Similar arguments were put forward with regard to divorce laws. One member of Parliament in 1894 said:
Every Catholic is opposed... and yet the Protestant majority of this House want to impose the law upon us in this matter.... Who may tell what the future keeps in store for us?Those words are from a distinguished member of the House, the hon. Hormidas Jeannotte, uttered in 1894 in the context of a debate on the bill of divorce for one James St.-George Dillon.
Prior to the passage of Canada's first Divorce Act in 1968, individual bills were needed to grant divorces. Certainly the concerns uttered then are again similar to those that we have heard more recently.
Senator Bellerose said in a debate in the Senate on the same bill that if divorce were granted it would "encourage the whole population of Montreal and of the province of Quebec...to separate from their wives in order to achieve the same end". He insisted that it would be a travesty if Parliament passed the bill because "it was understood at the time of Confederation that divorce would not be granted to Catholics".
Indeed these arguments were raised in almost every recorded debate on any change to Canadian laws on marriage or divorce and yet, as we can all plainly see, religious practices have changed very little. Some religious groups still do not recognize divorce, and the change in the civil law does not force them to do so.
Some religious groups still do not allow marriage between first cousins, and the change in the civil law does not force them to do so. In the same way, the passage of Bill C-38 would not force religious groups who do not recognize marriage between same sex partners to do so.
[...]
I was concerned to hear the opposition make reference to the fact that this is not about human rights, that there are no instances of real discrimination here with regard to this group. With respect, that is a denial of history and a denial of fact. I have heard from parents, as I am sure have a number of members, sad and terrible stories about children who have committed suicide because they were afraid of telling their parents about their sexual orientation, of young people cast off by their families, of schoolyard taunting and harassment, of violence directed against people only because they were suspected of being gay.
No purpose is served by comparing the history of disadvantage, of discrimination and of exclusion of different minority groups. I will be supporting this bill because I believe in the eradication of discrimination for all minority groups, and in the equal importance of the protection of the freedom of religion. The government bill acts responsibly and carefully to balance full respect for equality and the freedom of religion, basic Canadian values of such importance that they are entrenched as part of our Constitution, forever limiting the power of this House.
The opposition says that this bill should not pass because half of Canadians are not in support. I realize that Canadians are evenly divided on this issue, but what about those who are in favour? Should those opposed ask the House to turn back the hands of time, to ignore the fact that the law has already changed in eight provinces and territories because the courts have made binding decisions that limiting civil marriage to opposite sex couples is a violation of our Constitution?
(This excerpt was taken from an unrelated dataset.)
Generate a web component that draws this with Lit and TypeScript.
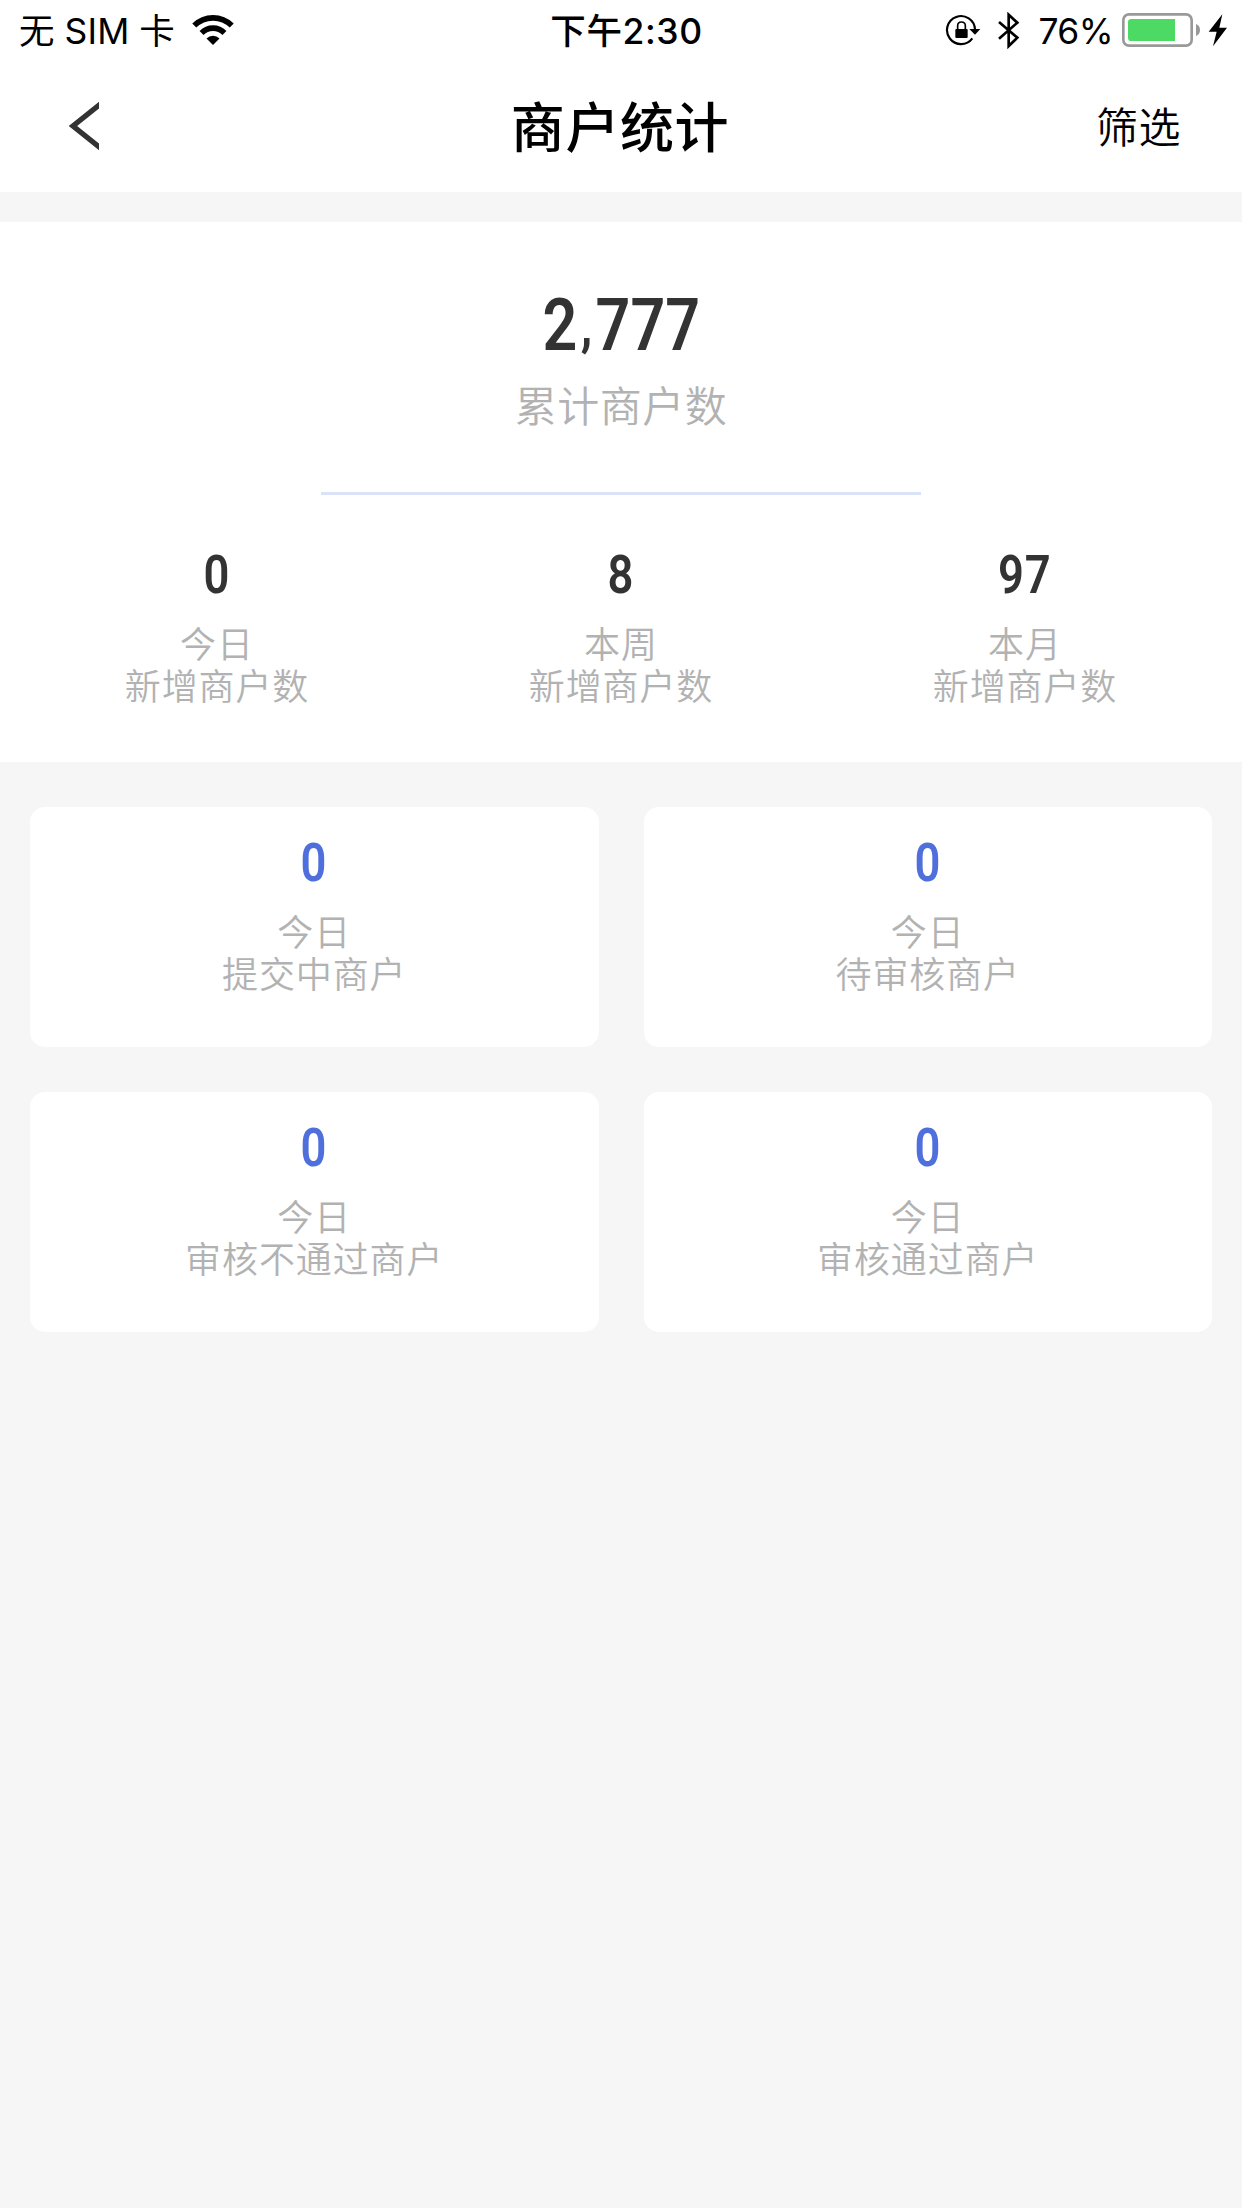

Our own history shows us that those opposed will be fully protected from these changes. They will not touch their lives unless they choose to have it happen. Religious groups will retain the full ability to make their own decisions about whether to recognize these legal changes in the same way they already have with earlier changes to the civil law on marriage and divorce.
However the House has a duty, not only to those opposed but to those in favour, not only to those religious groups who do not wish to perform same sex marriages but also to those who do.
In the discussions surrounding the 1968 Divorce Act, religious groups took sides. Some urged the government not to pass the civil divorce law for Canada fearing the impact on religious practice and others who urged the government to go further and include a ground for divorce based solely on marital breakdown.
Now as then, it falls to the civil authority to legislate in a way that allows all religious groups to continue with their beliefs. The way to do that here is to pass this law, allowing religions to decide this issue for themselves and for their communities.
I respectfully submit that the bill represents the great Canadian compromise and I would urge all members to support the bill.
One point that has been brought up is that the Conservatives appear to be trying to stretch out the debate. At one point, Richard Marceau nicely smacked them down:
Mr. Richard Marceau: Madam Speaker, I am asking for rigour in this debate. We cannot, on one hand, ask why so much time is being spent on this subject and complain about it, as the Conservatives are doing, and on the other, ensure that 99 members will not speak just once but rather twice, by using, as they are, a dilatory tactic.
People cannot talk out of both sides of their mouths. In my experience, the Conservative Party, all too often in cases concerning the rights of same sex couples or homosexuals, resorts to such rhetoric.